Requiem for the passing of a Queen

First published in THE NORTHERN VIEW, March 25, 2009

Every time I glance up from my desk I see the Queen of Prince Rupert. In this instance she is a detailed model presented to the City by BC Ferries in 1988 and now in the collection of the Museum of Northern BC. In profile her sweeping bow evocatively recalls the Otto Thoresen Vikings that were so influential in the 1960s. The QPR, as she is affectionately known, will be officially decommissioned in a few weeks.

Awhile back, during a review of old travel stories about Prince Rupert, I photocopied the front cover of the Spring 1966 issue of Beautiful British Columbia magazine and pinned it up on a cork board in the office. It shows the Queen of Prince Rupert on the launching ways in her original blue-and-white. She was “a new Queen in the royal household of the British Columbia Ferry Authority’s fleet,” set to “begin her reign” opening a new run from Kelsey Bay to Prince Rupert. “Enthusiastic British Columbians” spoke both “literally and figuratively” of the route “as a new north-south highway for the province.”

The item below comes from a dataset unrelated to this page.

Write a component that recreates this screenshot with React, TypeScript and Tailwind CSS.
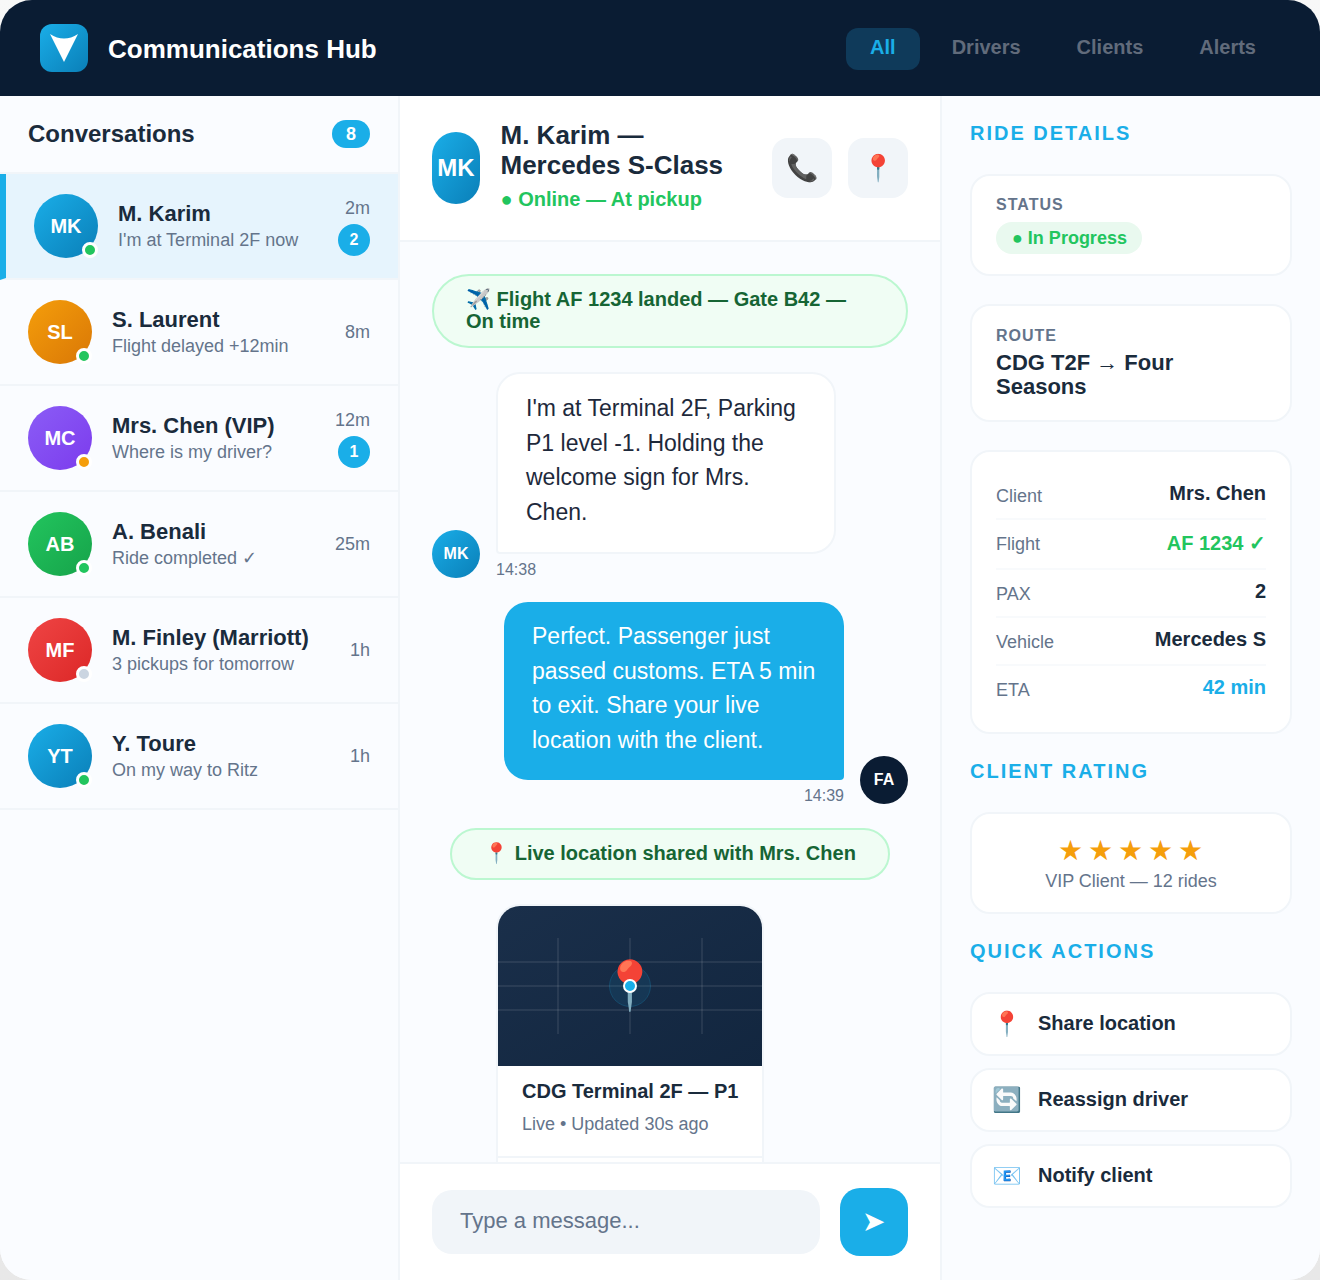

And here, in the May 27, 1966 issue of Time magazine, it is noted that there were already 17,000 passenger reservations for the first season of operation and Alaskan Visitor Bureaus were on 24-hour duty to accommodate the expected surge of tourists. She has been a keystone of our tourism industry ever since.

Except for a brief stint as the Victoria Princess in the summer of 1980, the QPR has sailed these waters since she was launched. She was involved in notable mishaps that are still recalled on the Prince Rupert waterfront. In 1967 she was aground on Haddington Reef near Alert Bay. In August 1982 she grounded in Gunboat Passage, and in a memorable incident in July 1970 she was able to come astern of the Taku to remove vehicles and passengers after the Alaska ferry went aground at West Kinahan. I vividly recall sitting with towboater Charlie Currie, studying his photographs of these incidents and learning his perspectives on what had happened.

In 1996 I ran a Hallowe’en newspaper feature that playfully suggested that the rumours of her being haunted just may be true, and I was swamped by a flood of protest from offended locals. It was a risk I knowingly took. Hallowe’en fun or not, I had taken the name of the Queen in vain.

The Queen of Prince Rupert has a special place in our hearts. She is part of our lives, a character in our memories. Virtually every person who has lived in Prince Rupert over the past four decades knows her and has a personal story to tell about her. For myself, I most strongly recall how I thought of her as almost a living thing, when we all depended on her so much after the loss of the Queen of the North.

Yet there’s no describing how we truly feel for her. It’s that wild January ride to the Charlottes, or that placid, summer run to the Charlottes spent half-dozing in the sunshine on the aft deck. It’s the kids racing around, playing pinball and raiding the snack machines, on that memorable trip south. The QPR is in the special memories of four decades of visitors to our coast. She was home to more than one generation of Prince Rupert seamen.

When the beloved Chilcotin sailed south for the last time in 1958, crowds spontaneously lined the docks and the bluff above the Government Wharf. These are bittersweet moments in the life of a coastal town. We’re excited to see and touch the Northern Expedition, ready to feel for her as we did for her honoured predecessors, but we do so with a respectful nod to the past.